Wandi Bruine de Bruin had a paper accepted in the Journal of Economic Psychology, entitled "Measuring expectations of inflation: Effects of survey mode, wording, and opportunities to revise." (with Wilbert van der Klaauw at the Federal Reserve Bank of New York, Maarten van Rooij and Federica Teppa at the Dutch Central Bank, and Klaas de Vos at Centerdata)

She also had a paper accepted by the Proceedings of the National Academy of Sciences, entitled "Eliciting probabilistic expectations: Collaborations between psychologists and economists". PNAS has an impact factor of 9.4 and ranks as the fourth journal in the world in the multidisiplinary science category of Incites Journal Citation Reports, after Nature, Science, and Nature Communications. The paper was co-authored with Baruch Fischhoff from Carnegie Mellon University.

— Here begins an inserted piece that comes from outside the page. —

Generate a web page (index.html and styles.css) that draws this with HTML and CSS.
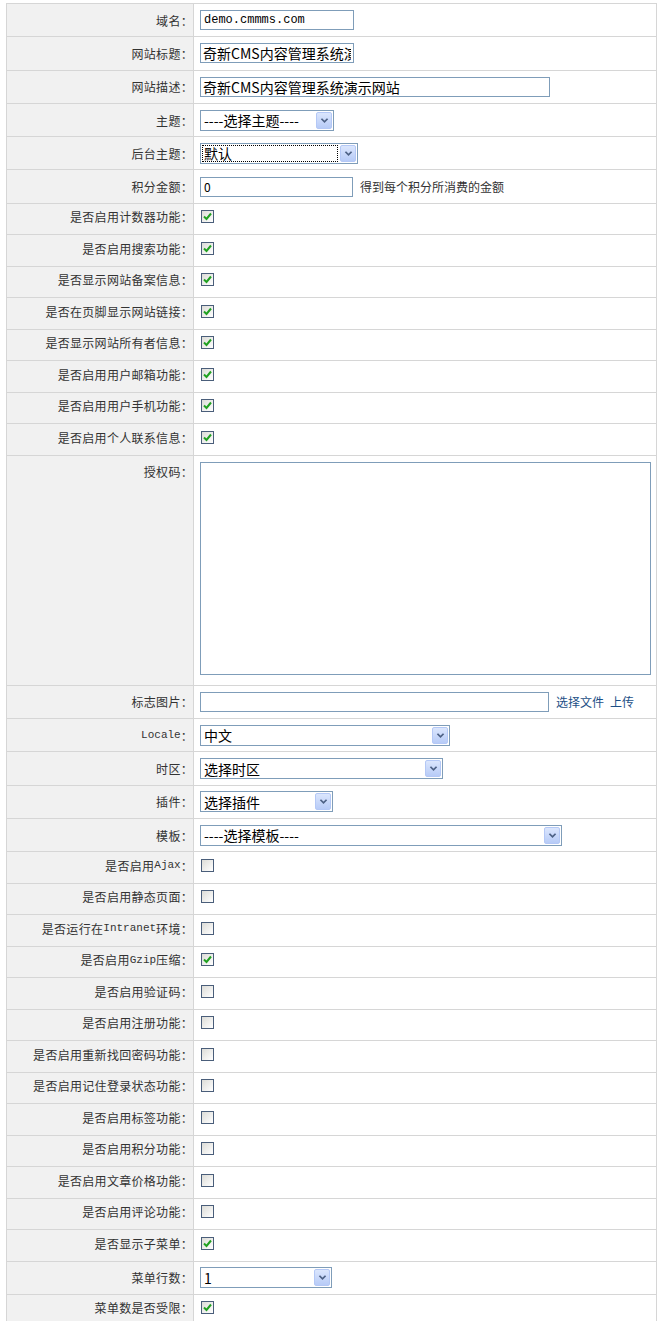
FILE: index.html
```html
<!DOCTYPE html>
<html lang="zh-CN">
<head>
    <meta charset="UTF-8">
    <title>系统设置</title>
    <link rel="stylesheet" href="styles.css">
</head>
<body>
    <div class="form">
        <div class="row">
            <div class="label">域名：</div>
            <div class="field"><input class="text mono w154" type="text" value="demo.cmmms.com"></div>
        </div>
        <div class="row">
            <div class="label">网站标题：</div>
            <div class="field"><input class="text big w154" type="text" value="奇新CMS内容管理系统演示网站"></div>
        </div>
        <div class="row">
            <div class="label">网站描述：</div>
            <div class="field"><input class="text big w350" type="text" value="奇新CMS内容管理系统演示网站"></div>
        </div>
        <div class="row">
            <div class="label">主题：</div>
            <div class="field">
                <div class="select w134"><span class="value">----选择主题----</span><span class="arrow"><svg viewBox="0 0 10 8" width="9" height="7"><path d="M1.5 2 L5 5.5 L8.5 2" fill="none" stroke="#4d6185" stroke-width="2"/></svg></span></div>
            </div>
        </div>
        <div class="row">
            <div class="label">后台主题：</div>
            <div class="field">
                <div class="select w158"><span class="value focused">默认</span><span class="arrow"><svg viewBox="0 0 10 8" width="9" height="7"><path d="M1.5 2 L5 5.5 L8.5 2" fill="none" stroke="#4d6185" stroke-width="2"/></svg></span></div>
            </div>
        </div>
        <div class="row">
            <div class="label">积分金额：</div>
            <div class="field">
                <input class="text small w153" type="text" value="0">
                <span class="hint">得到每个积分所消费的金额</span>
            </div>
        </div>

        <div class="row check">
            <div class="label">是否启用计数器功能：</div>
            <div class="field"><span class="checkbox"><svg viewBox="0 0 11 11" width="11" height="11"><path d="M2 5.5 L4.5 8 L9 2.5" fill="none" stroke="#21a121" stroke-width="2"/></svg></span></div>
        </div>
        <div class="row check">
            <div class="label">是否启用搜索功能：</div>
            <div class="field"><span class="checkbox"><svg viewBox="0 0 11 11" width="11" height="11"><path d="M2 5.5 L4.5 8 L9 2.5" fill="none" stroke="#21a121" stroke-width="2"/></svg></span></div>
        </div>
        <div class="row check">
            <div class="label">是否显示网站备案信息：</div>
            <div class="field"><span class="checkbox"><svg viewBox="0 0 11 11" width="11" height="11"><path d="M2 5.5 L4.5 8 L9 2.5" fill="none" stroke="#21a121" stroke-width="2"/></svg></span></div>
        </div>
        <div class="row check">
            <div class="label">是否在页脚显示网站链接：</div>
            <div class="field"><span class="checkbox"><svg viewBox="0 0 11 11" width="11" height="11"><path d="M2 5.5 L4.5 8 L9 2.5" fill="none" stroke="#21a121" stroke-width="2"/></svg></span></div>
        </div>
        <div class="row check">
            <div class="label">是否显示网站所有者信息：</div>
            <div class="field"><span class="checkbox"><svg viewBox="0 0 11 11" width="11" height="11"><path d="M2 5.5 L4.5 8 L9 2.5" fill="none" stroke="#21a121" stroke-width="2"/></svg></span></div>
        </div>
        <div class="row check">
            <div class="label">是否启用用户邮箱功能：</div>
            <div class="field"><span class="checkbox"><svg viewBox="0 0 11 11" width="11" height="11"><path d="M2 5.5 L4.5 8 L9 2.5" fill="none" stroke="#21a121" stroke-width="2"/></svg></span></div>
        </div>
        <div class="row check">
            <div class="label">是否启用用户手机功能：</div>
            <div class="field"><span class="checkbox"><svg viewBox="0 0 11 11" width="11" height="11"><path d="M2 5.5 L4.5 8 L9 2.5" fill="none" stroke="#21a121" stroke-width="2"/></svg></span></div>
        </div>
        <div class="row check">
            <div class="label">是否启用个人联系信息：</div>
            <div class="field"><span class="checkbox"><svg viewBox="0 0 11 11" width="11" height="11"><path d="M2 5.5 L4.5 8 L9 2.5" fill="none" stroke="#21a121" stroke-width="2"/></svg></span></div>
        </div>

        <div class="row area">
            <div class="label">授权码：</div>
            <div class="field"><textarea class="license"></textarea></div>
        </div>

        <div class="row">
            <div class="label">标志图片：</div>
            <div class="field">
                <input class="text w349" type="text" value="">
                <a class="link" href="#">选择文件</a>
                <a class="link" href="#">上传</a>
            </div>
        </div>
        <div class="row">
            <div class="label"><span class="latin">Locale</span>：</div>
            <div class="field">
                <div class="select w250"><span class="value">中文</span><span class="arrow"><svg viewBox="0 0 10 8" width="9" height="7"><path d="M1.5 2 L5 5.5 L8.5 2" fill="none" stroke="#4d6185" stroke-width="2"/></svg></span></div>
            </div>
        </div>
        <div class="row">
            <div class="label">时区：</div>
            <div class="field">
                <div class="select w243"><span class="value">选择时区</span><span class="arrow"><svg viewBox="0 0 10 8" width="9" height="7"><path d="M1.5 2 L5 5.5 L8.5 2" fill="none" stroke="#4d6185" stroke-width="2"/></svg></span></div>
            </div>
        </div>
        <div class="row">
            <div class="label">插件：</div>
            <div class="field">
                <div class="select w133"><span class="value">选择插件</span><span class="arrow"><svg viewBox="0 0 10 8" width="9" height="7"><path d="M1.5 2 L5 5.5 L8.5 2" fill="none" stroke="#4d6185" stroke-width="2"/></svg></span></div>
            </div>
        </div>
        <div class="row">
            <div class="label">模板：</div>
            <div class="field">
                <div class="select w362"><span class="value">----选择模板----</span><span class="arrow"><svg viewBox="0 0 10 8" width="9" height="7"><path d="M1.5 2 L5 5.5 L8.5 2" fill="none" stroke="#4d6185" stroke-width="2"/></svg></span></div>
            </div>
        </div>

        <div class="row check">
            <div class="label">是否启用<span class="latin">Ajax</span>：</div>
            <div class="field"><span class="checkbox"></span></div>
        </div>
        <div class="row check">
            <div class="label">是否启用静态页面：</div>
            <div class="field"><span class="checkbox"></span></div>
        </div>
        <div class="row check">
            <div class="label">是否运行在<span class="latin">Intranet</span>环境：</div>
            <div class="field"><span class="checkbox"></span></div>
        </div>
        <div class="row check">
            <div class="label">是否启用<span class="latin">Gzip</span>压缩：</div>
            <div class="field"><span class="checkbox"><svg viewBox="0 0 11 11" width="11" height="11"><path d="M2 5.5 L4.5 8 L9 2.5" fill="none" stroke="#21a121" stroke-width="2"/></svg></span></div>
        </div>
        <div class="row check">
            <div class="label">是否启用验证码：</div>
            <div class="field"><span class="checkbox"></span></div>
        </div>
        <div class="row check">
            <div class="label">是否启用注册功能：</div>
            <div class="field"><span class="checkbox"></span></div>
        </div>
        <div class="row check">
            <div class="label">是否启用重新找回密码功能：</div>
            <div class="field"><span class="checkbox"></span></div>
        </div>
        <div class="row check">
            <div class="label">是否启用记住登录状态功能：</div>
            <div class="field"><span class="checkbox"></span></div>
        </div>
        <div class="row check">
            <div class="label">是否启用标签功能：</div>
            <div class="field"><span class="checkbox"></span></div>
        </div>
        <div class="row check">
            <div class="label">是否启用积分功能：</div>
            <div class="field"><span class="checkbox"></span></div>
        </div>
        <div class="row check">
            <div class="label">是否启用文章价格功能：</div>
            <div class="field"><span class="checkbox"></span></div>
        </div>
        <div class="row check">
            <div class="label">是否启用评论功能：</div>
            <div class="field"><span class="checkbox"></span></div>
        </div>
        <div class="row check">
            <div class="label">是否显示子菜单：</div>
            <div class="field"><span class="checkbox"><svg viewBox="0 0 11 11" width="11" height="11"><path d="M2 5.5 L4.5 8 L9 2.5" fill="none" stroke="#21a121" stroke-width="2"/></svg></span></div>
        </div>
        <div class="row">
            <div class="label">菜单行数：</div>
            <div class="field">
                <div class="select w132"><span class="value">1</span><span class="arrow"><svg viewBox="0 0 10 8" width="9" height="7"><path d="M1.5 2 L5 5.5 L8.5 2" fill="none" stroke="#4d6185" stroke-width="2"/></svg></span></div>
            </div>
        </div>
        <div class="row check">
            <div class="label">菜单数是否受限：</div>
            <div class="field"><span class="checkbox"><svg viewBox="0 0 11 11" width="11" height="11"><path d="M2 5.5 L4.5 8 L9 2.5" fill="none" stroke="#21a121" stroke-width="2"/></svg></span></div>
        </div>
    </div>
</body>
</html>
```

FILE: styles.css
```css
body {
    margin: 0;
    background-color: #fff;
    font-family: 'Noto Sans CJK SC', 'Liberation Sans', sans-serif;
    font-size: 12px;
    color: #333;
}
.form {
    margin: 3px 0 0 6px;
    width: 649px;
    border-top: 1px solid #d6d6d6;
    border-left: 1px solid #d6d6d6;
    border-right: 1px solid #d6d6d6;
}
.row {
    display: flex;
    height: 33.3px;
    box-sizing: border-box;
    border-bottom: 1px solid #d6d6d6;
}
.row.check {
    height: 31.5px;
    padding-bottom: 5px;
}
.row.area {
    height: 230px;
}
.label {
    width: 187px;
    flex-shrink: 0;
    box-sizing: border-box;
    display: flex;
    align-items: center;
    justify-content: flex-end;
    padding-right: 0;
    background-color: #f1f1f1;
    border-right: 1px solid #d6d6d6;
    white-space: nowrap;
    letter-spacing: 0.3px;
}
.row.check .label {
    margin-bottom: -5px;
    padding-bottom: 5px;
}
.row.area .label {
    align-items: flex-start;
    padding-top: 7px;
}
.latin {
    font-family: 'Liberation Mono', monospace;
    font-size: 11px;
    letter-spacing: 0;
}
.field {
    flex: 1;
    display: flex;
    align-items: center;
    padding-left: 6px;
    gap: 7px;
}
.row.area .field {
    align-items: flex-start;
    padding-top: 6px;
}

/* text boxes */
.text {
    box-sizing: border-box;
    height: 20px;
    margin: 0;
    padding: 0 3px;
    border: 1px solid #7f9db9;
    background: #fff;
    color: #000;
    font-family: 'Noto Sans CJK SC', sans-serif;
    font-size: 12px;
    outline: none;
}
.text.mono {
    font-family: 'Liberation Mono', monospace;
    font-size: 12px;
}
.text.big {
    font-size: 14px;
    padding: 0 2px;
}
.text.small {
    font-size: 12px;
}
.w153 { width: 153px; }
.w154 { width: 154px; }
.w349 { width: 349px; }
.w350 { width: 350px; }
.hint {
    color: #333;
}
.link {
    color: #1d4f86;
    text-decoration: none;
}
.link + .link {
    margin-left: -1px;
}
.license {
    box-sizing: border-box;
    width: 451px;
    height: 213px;
    margin: 0;
    border: 1px solid #7f9db9;
    resize: none;
    outline: none;
}

/* drop-down lists */
.select {
    box-sizing: border-box;
    height: 21px;
    display: flex;
    align-items: center;
    border: 1px solid #7f9db9;
    background: #fff;
    color: #000;
    font-size: 14px;
    padding: 1px;
}
.select .value {
    flex: 1;
    height: 100%;
    display: flex;
    align-items: center;
    padding-left: 2px;
    box-sizing: border-box;
    white-space: nowrap;
    overflow: hidden;
}
.select .value.focused {
    border: 1px dotted #000;
    margin-right: 2px;
    padding-left: 1px;
}
.select .arrow {
    width: 16px;
    height: 100%;
    display: flex;
    align-items: center;
    justify-content: center;
    box-sizing: border-box;
    border: 1px solid #b4c8f6;
    border-radius: 2px;
    background: linear-gradient(#dbe6fd, #b7cbf7);
}
.w132 { width: 132px; }
.w133 { width: 133px; }
.w134 { width: 134px; }
.w158 { width: 158px; }
.w243 { width: 243px; }
.w250 { width: 250px; }
.w362 { width: 362px; }

/* check boxes */
.checkbox {
    box-sizing: border-box;
    width: 13px;
    height: 13px;
    margin-left: 1px;
    display: flex;
    align-items: center;
    justify-content: center;
    border: 1px solid #4a5e7a;
    background: linear-gradient(135deg, #dcdcd7, #fff);
}
```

Wandi Bruine de Bruin co-authored the new report released by the US National Academy of Sciences, Engineering, and Medicine on the topic of "Communicating Science Effectively: A Research Agenda." The report highlights the complexity of effectively communicating about science, especially when dealing with contentious issues, and proposes a research agenda to help science communicators and researchers identify effective methods. (http://www8.nationalacademies.org/onpinews/newsitem.aspx?RecordID=23674&_ga=1.222863259.1213463510.147489301) A presentation of the report, as given at the launch event in Washington DC on 10 January 2017, can be downloaded from http://sites.nationalacademies.org/cs/groups/dbassesite/documents/webpage/dbasse_176564.pdf

Research Grants Awarded

Gulbanu Kaptan received a grant from the German Research Foundation as a collaborator, with PI and Co-I’s from the Universities of Pennsylvania (USA) and Konstanz (Germany), and collaborators from the Universities in Brazil, Ghana India, Japan, France, and Mexico to work on a cross-cultural project on Why People eat in a Traditional or Modern Way (€286,180).

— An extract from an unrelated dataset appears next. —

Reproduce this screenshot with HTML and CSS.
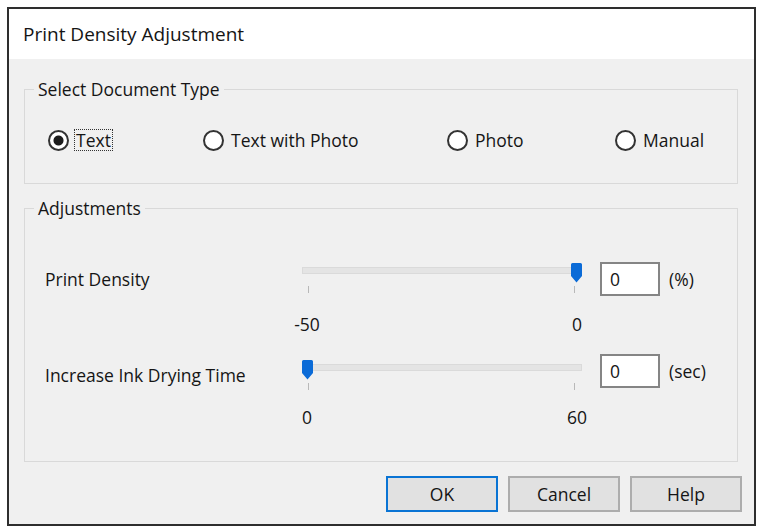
FILE: index.html
```html
<!DOCTYPE html>
<html lang="en">
<head>
    <meta charset="UTF-8">
    <meta name="viewport" content="width=device-width, initial-scale=1.0">
    <title>Print Density Adjustment</title>
    <link rel="stylesheet" href="styles.css">
</head>
<body>
    <div class="window">
        <div class="titlebar">Print Density Adjustment</div>

        <div class="dialog-body">
            <fieldset class="group group-doctype">
                <legend>Select Document Type</legend>
                <div class="radio-row">
                    <label class="radio-option">
                        <input type="radio" name="doctype" value="text" checked>
                        <span class="radio-text focused">Text</span>
                    </label>
                    <label class="radio-option">
                        <input type="radio" name="doctype" value="text-photo">
                        <span class="radio-text">Text with Photo</span>
                    </label>
                    <label class="radio-option">
                        <input type="radio" name="doctype" value="photo">
                        <span class="radio-text">Photo</span>
                    </label>
                    <label class="radio-option">
                        <input type="radio" name="doctype" value="manual">
                        <span class="radio-text">Manual</span>
                    </label>
                </div>
            </fieldset>

            <fieldset class="group group-adjust">
                <legend>Adjustments</legend>

                <div class="adjust-row row-density">
                    <div class="row-label">Print Density</div>
                    <div class="slider">
                        <div class="track-area">
                            <div class="track"></div>
                            <svg class="thumb thumb-max" width="11" height="20" viewBox="0 0 11 20">
                                <path d="M1.5 0H9.5A1.5 1.5 0 0 1 11 1.5V13L5.5 19.5L0 13V1.5A1.5 1.5 0 0 1 1.5 0Z" fill="#0b6bd7"/>
                            </svg>
                        </div>
                        <div class="ticks"><span class="tick"></span><span class="tick"></span></div>
                        <div class="scale"><span>-50</span><span>0</span></div>
                    </div>
                    <input class="value" type="text" value="0">
                    <div class="unit">(%)</div>
                </div>

                <div class="adjust-row row-drying">
                    <div class="row-label">Increase Ink Drying Time</div>
                    <div class="slider">
                        <div class="track-area">
                            <div class="track"></div>
                            <svg class="thumb thumb-min" width="11" height="20" viewBox="0 0 11 20">
                                <path d="M1.5 0H9.5A1.5 1.5 0 0 1 11 1.5V13L5.5 19.5L0 13V1.5A1.5 1.5 0 0 1 1.5 0Z" fill="#0b6bd7"/>
                            </svg>
                        </div>
                        <div class="ticks"><span class="tick"></span><span class="tick"></span></div>
                        <div class="scale"><span>0</span><span>60</span></div>
                    </div>
                    <input class="value" type="text" value="0">
                    <div class="unit">(sec)</div>
                </div>
            </fieldset>

            <div class="buttons">
                <button type="button" class="btn btn-default">OK</button>
                <button type="button" class="btn">Cancel</button>
                <button type="button" class="btn">Help</button>
            </div>
        </div>
    </div>
</body>
</html>
```

FILE: styles.css
```css
body {
    margin: 0;
    padding: 7px;
    background-color: #ffffff;
    font-family: 'Open Sans', 'Noto Sans', sans-serif;
    font-size: 17.5px;
    font-weight: 500;
    color: #151515;
}

.window {
    width: 745px;
    border: 2px solid #2e2e2e;
    background-color: #f0f0f0;
}

.titlebar {
    height: 50px;
    line-height: 50px;
    padding-left: 14px;
    font-size: 19px;
    background-color: #ffffff;
}

.dialog-body {
    padding: 19px 12px 12px 15px;
}

.group {
    margin: 0 4px 0 0;
    padding: 0;
    border: 1px solid #d9d9d9;
}

.group legend {
    margin-left: 9px;
    padding: 0 4px;
    line-height: 22px;
}

.group-doctype {
    padding: 29px 0 32px 0;
}

.group-adjust {
    margin-top: 13px;
    padding: 43px 0 34px 0;
}

/* radio buttons */
.radio-row {
    display: grid;
    grid-template-columns: 155px 244px 168px auto;
    padding-left: 23px;
    line-height: 24px;
}

.radio-option {
    display: flex;
    align-items: center;
    gap: 5px;
}

.radio-option input {
    appearance: none;
    -webkit-appearance: none;
    width: 21px;
    height: 21px;
    margin: 0;
    border: 2px solid #333333;
    border-radius: 50%;
    background-color: #ffffff;
}

.radio-option input:checked {
    background: radial-gradient(circle, #1c1c1c 0 4.5px, #ffffff 5.5px);
}

.radio-text {
    padding: 0 1px;
    border: 1px solid transparent;
    line-height: 20px;
}

.radio-text.focused {
    border: 1px dotted #333333;
}

/* slider rows */
.adjust-row {
    display: flex;
    align-items: flex-start;
    padding-left: 20px;
}

.row-drying {
    margin-top: 20px;
}

.row-label {
    width: 257px;
    line-height: 34px;
}

.row-drying .row-label {
    margin-top: 4px;
}

.slider {
    width: 280px;
    margin-top: 1px;
}

.row-drying .slider {
    margin-top: 6px;
}

.track-area {
    position: relative;
    height: 20px;
}

.track {
    position: relative;
    top: 4px;
    height: 5px;
    background-color: #e4e4e4;
    border: 1px solid #dadada;
}

.thumb {
    position: absolute;
    top: 0;
}

.thumb-min {
    left: 0;
}

.thumb-max {
    right: 0;
}

.ticks {
    display: flex;
    justify-content: space-between;
    height: 7px;
    margin-top: 3px;
    padding: 0 7px 0 6px;
}

.tick {
    width: 1px;
    background-color: #b8b8b8;
}

.scale {
    display: flex;
    justify-content: space-between;
    margin: 21px -10px 0 -10px;
    line-height: 20px;
}

.row-drying .scale {
    margin-top: 17px;
}

.scale span {
    width: 30px;
    text-align: center;
}

.value {
    box-sizing: border-box;
    width: 60px;
    height: 34px;
    margin: 0 0 0 18px;
    padding: 0 8px;
    border: 2px solid #858585;
    background-color: #ffffff;
    font-family: inherit;
    font-size: 17.5px;
    font-weight: 500;
    color: #151515;
}

.unit {
    margin-left: 9px;
    line-height: 34px;
}

/* buttons */
.buttons {
    display: flex;
    justify-content: flex-end;
    gap: 10px;
    margin-top: 14px;
}

.btn {
    width: 112px;
    height: 36px;
    border: 2px solid #adadad;
    background-color: #e1e1e1;
    font-family: inherit;
    font-size: 17.5px;
    font-weight: 500;
    color: #151515;
}

.btn-default {
    border-color: #0a74d4;
}
```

EU PROJECT ON IMPROVING EMERGENCY EVACUATIONS: Dr Natalie van der Wal received a 2-year EU Marie Sklodowska-Curie Individual Fellowship (worth ~200k in euros) to work with Prof. Wandi Bruine de Bruin in the Centre for Decision Research and the Leeds University Business School. Dr. van der Wal is currently an Assistant Professor in Computer Science at the Vrije Universiteit in Amsterdam. The project will aim to improve speed and survival in emergency evacuations, through the combined insights from agent-based computer modeling, risk communication/decision research, and an advisory board of emergency responders.


Wandi gave a presentation at the Network for Studies on Pensions, Aging, and Retirement (NETSPAR) International Pension Workshop, Leiden, the Netherlands entitled "Measuring expectations of inflation: Effects of survey mode, wording, and opportunities to revise." (with Wilbert van der Klaauw at the Federal Reserve Bank of New York, Maarten van Rooij and Federica Teppa at the Dutch Central Bank, and Klaas de Vos at Centerdata)


Wandi gave an invited presentation on ageing and decision-making competence at the University of Huddersfield's Department of Psychology.

Gulbanu Kaptan was an invited speaker at the ESRC funded research seminar series on Food Options Opinions and Decisions (FOOD) that was held in Banbury on 17th January 2017.